I have personal experience of multi-agency working in terms of child protection—not a great deal, but a few cases. The thing that nobody has mentioned is that, when a member of staff has left the job or moved to another authority, the whole process grinds to a halt; the new person who is busy looking at the case files is not able to benefit from the knowledge that has been gained. It is often very disruptive.

Often in Committee, somebody will get up and make a point that you have never really thought about. When the noble Baroness, Lady O’Neill, had finished, I thought, “Absolutely right”. But I had not thought about the point made by the noble Lord, Lord Hogan-Howe, and he is absolutely right: in terms of police involvement, there can be a real conflict.
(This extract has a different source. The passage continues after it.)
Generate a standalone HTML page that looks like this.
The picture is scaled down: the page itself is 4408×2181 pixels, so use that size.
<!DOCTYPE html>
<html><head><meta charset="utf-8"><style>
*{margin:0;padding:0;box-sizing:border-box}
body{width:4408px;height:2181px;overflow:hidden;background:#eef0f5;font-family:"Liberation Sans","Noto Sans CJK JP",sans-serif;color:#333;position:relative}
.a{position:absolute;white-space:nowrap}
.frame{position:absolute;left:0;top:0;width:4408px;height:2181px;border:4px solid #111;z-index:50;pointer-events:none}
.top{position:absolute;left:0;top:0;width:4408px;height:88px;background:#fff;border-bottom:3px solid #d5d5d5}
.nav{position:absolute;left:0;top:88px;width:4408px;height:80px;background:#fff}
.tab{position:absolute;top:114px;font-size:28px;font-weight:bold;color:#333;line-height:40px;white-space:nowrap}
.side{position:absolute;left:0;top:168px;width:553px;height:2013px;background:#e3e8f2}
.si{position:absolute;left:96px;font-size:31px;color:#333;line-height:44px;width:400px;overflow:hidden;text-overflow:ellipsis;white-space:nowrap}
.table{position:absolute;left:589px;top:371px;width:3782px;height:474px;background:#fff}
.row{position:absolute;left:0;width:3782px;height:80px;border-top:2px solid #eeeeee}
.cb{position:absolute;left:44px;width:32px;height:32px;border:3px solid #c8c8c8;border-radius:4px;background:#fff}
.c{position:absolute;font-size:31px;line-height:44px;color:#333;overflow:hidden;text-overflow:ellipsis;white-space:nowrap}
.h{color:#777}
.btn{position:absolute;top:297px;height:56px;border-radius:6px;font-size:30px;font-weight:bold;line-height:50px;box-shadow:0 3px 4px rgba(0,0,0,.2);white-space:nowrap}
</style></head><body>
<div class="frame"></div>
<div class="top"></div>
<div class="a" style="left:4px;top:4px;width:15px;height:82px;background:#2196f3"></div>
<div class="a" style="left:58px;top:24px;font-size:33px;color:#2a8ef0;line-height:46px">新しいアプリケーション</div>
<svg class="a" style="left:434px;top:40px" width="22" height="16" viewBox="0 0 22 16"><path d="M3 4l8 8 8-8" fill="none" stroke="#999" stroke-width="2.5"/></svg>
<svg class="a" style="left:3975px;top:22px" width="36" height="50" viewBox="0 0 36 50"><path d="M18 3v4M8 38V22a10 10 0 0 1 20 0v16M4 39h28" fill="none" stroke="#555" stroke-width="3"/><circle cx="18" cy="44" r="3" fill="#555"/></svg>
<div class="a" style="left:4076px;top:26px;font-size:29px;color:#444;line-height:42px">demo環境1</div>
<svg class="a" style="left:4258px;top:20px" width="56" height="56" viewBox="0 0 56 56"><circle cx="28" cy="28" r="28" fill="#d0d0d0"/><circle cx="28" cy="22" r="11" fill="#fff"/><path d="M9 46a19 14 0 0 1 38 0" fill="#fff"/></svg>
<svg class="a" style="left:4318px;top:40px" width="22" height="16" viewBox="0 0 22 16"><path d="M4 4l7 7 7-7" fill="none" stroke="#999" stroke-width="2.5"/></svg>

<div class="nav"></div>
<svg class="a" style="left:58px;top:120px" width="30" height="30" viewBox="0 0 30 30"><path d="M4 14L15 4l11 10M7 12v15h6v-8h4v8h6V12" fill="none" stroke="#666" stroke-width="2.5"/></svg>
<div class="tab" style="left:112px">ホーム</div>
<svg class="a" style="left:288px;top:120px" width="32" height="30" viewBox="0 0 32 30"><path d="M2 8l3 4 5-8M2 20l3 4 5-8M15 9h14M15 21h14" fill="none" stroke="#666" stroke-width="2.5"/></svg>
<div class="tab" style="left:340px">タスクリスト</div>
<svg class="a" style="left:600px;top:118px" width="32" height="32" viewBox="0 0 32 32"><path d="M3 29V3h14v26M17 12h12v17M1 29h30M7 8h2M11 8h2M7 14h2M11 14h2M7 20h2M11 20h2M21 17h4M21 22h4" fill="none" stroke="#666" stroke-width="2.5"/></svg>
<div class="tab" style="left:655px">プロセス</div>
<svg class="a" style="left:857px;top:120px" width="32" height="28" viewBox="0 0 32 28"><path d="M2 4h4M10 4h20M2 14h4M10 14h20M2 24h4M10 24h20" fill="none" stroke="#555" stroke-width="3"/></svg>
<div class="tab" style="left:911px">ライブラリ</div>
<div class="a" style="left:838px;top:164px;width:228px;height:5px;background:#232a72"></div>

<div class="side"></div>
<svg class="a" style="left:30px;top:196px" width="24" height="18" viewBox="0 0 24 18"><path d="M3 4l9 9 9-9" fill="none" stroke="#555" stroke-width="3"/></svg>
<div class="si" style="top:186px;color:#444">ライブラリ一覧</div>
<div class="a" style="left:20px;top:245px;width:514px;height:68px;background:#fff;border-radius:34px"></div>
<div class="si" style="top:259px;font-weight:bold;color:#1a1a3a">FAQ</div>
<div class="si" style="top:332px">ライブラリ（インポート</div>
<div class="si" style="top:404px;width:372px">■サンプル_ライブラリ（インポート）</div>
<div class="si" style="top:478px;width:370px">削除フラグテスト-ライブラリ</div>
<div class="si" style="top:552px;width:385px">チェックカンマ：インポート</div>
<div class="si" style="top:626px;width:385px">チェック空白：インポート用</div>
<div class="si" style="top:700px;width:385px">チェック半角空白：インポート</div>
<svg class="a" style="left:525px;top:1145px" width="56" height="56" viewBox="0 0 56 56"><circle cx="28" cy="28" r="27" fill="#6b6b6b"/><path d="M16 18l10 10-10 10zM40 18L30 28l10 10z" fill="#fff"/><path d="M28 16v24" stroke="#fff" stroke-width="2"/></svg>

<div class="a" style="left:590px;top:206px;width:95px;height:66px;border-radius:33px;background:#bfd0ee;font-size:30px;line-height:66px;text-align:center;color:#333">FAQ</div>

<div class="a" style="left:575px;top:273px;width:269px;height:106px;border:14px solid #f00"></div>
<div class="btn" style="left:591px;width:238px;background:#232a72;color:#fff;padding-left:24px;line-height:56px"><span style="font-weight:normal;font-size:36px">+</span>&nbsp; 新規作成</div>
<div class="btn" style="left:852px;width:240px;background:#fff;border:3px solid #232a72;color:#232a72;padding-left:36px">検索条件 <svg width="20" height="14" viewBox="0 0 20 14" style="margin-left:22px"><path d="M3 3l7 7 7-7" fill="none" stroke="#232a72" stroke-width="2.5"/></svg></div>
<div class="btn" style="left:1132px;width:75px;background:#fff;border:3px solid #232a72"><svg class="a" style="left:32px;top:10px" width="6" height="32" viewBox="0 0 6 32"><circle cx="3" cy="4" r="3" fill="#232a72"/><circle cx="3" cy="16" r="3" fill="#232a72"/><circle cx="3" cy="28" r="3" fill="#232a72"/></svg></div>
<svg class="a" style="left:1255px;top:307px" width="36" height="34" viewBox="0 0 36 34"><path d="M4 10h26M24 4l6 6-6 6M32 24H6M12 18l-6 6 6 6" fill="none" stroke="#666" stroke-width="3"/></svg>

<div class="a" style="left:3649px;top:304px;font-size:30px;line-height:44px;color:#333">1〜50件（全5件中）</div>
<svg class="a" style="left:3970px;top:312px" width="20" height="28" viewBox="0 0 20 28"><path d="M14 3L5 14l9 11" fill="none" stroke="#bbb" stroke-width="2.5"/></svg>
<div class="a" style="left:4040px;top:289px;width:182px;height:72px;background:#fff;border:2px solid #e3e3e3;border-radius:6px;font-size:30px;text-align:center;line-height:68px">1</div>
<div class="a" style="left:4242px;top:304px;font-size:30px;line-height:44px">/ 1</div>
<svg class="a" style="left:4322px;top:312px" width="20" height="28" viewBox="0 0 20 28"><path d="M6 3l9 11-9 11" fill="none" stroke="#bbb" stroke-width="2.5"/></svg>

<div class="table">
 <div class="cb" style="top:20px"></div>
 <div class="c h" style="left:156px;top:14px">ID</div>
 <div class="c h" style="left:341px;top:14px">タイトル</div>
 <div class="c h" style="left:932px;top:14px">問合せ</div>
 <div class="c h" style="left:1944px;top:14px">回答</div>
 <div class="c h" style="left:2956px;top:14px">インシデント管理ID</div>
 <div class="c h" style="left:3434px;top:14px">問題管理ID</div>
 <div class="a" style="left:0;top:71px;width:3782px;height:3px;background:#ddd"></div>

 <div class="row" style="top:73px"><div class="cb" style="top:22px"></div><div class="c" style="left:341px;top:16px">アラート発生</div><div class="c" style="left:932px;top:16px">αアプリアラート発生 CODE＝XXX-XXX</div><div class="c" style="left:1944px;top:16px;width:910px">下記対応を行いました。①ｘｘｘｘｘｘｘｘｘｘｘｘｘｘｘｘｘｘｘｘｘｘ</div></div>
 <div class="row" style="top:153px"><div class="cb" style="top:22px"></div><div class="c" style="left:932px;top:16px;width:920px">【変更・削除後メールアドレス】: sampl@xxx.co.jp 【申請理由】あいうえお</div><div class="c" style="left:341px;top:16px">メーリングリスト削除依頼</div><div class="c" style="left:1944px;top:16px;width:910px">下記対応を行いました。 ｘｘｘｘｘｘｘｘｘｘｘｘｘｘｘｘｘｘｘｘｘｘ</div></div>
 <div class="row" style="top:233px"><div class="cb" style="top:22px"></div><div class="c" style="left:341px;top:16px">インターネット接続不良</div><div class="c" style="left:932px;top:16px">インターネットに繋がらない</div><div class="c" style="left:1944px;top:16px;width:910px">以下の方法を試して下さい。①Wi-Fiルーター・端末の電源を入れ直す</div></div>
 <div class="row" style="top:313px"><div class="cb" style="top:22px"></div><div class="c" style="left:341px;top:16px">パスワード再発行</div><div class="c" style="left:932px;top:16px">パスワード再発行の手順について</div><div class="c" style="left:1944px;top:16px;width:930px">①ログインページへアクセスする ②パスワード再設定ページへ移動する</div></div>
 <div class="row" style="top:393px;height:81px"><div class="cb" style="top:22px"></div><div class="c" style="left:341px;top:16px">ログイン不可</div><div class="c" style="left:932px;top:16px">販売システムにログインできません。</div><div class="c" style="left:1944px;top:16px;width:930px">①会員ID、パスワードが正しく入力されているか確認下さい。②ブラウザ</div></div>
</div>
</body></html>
It just proved to me, yet again, the importance of sharing these ideas so that we get a result which is actually workable.

It is interesting that the Children’s Commissioner suggests a

“threshold for assessment and support”

to bring greater consistency. This also picks up on the point that the noble Baroness, Lady Barran, raised about resources—that it is important that we get the resources absolutely right.

I was interested in the point about sharing practice with those practitioners—that they do not come with their own particular viewpoint but have that training and expertise to share and listen. Cross-border working can be very difficult indeed and can sometimes cause real issues as well, but, if we listen to each other, we can get this right.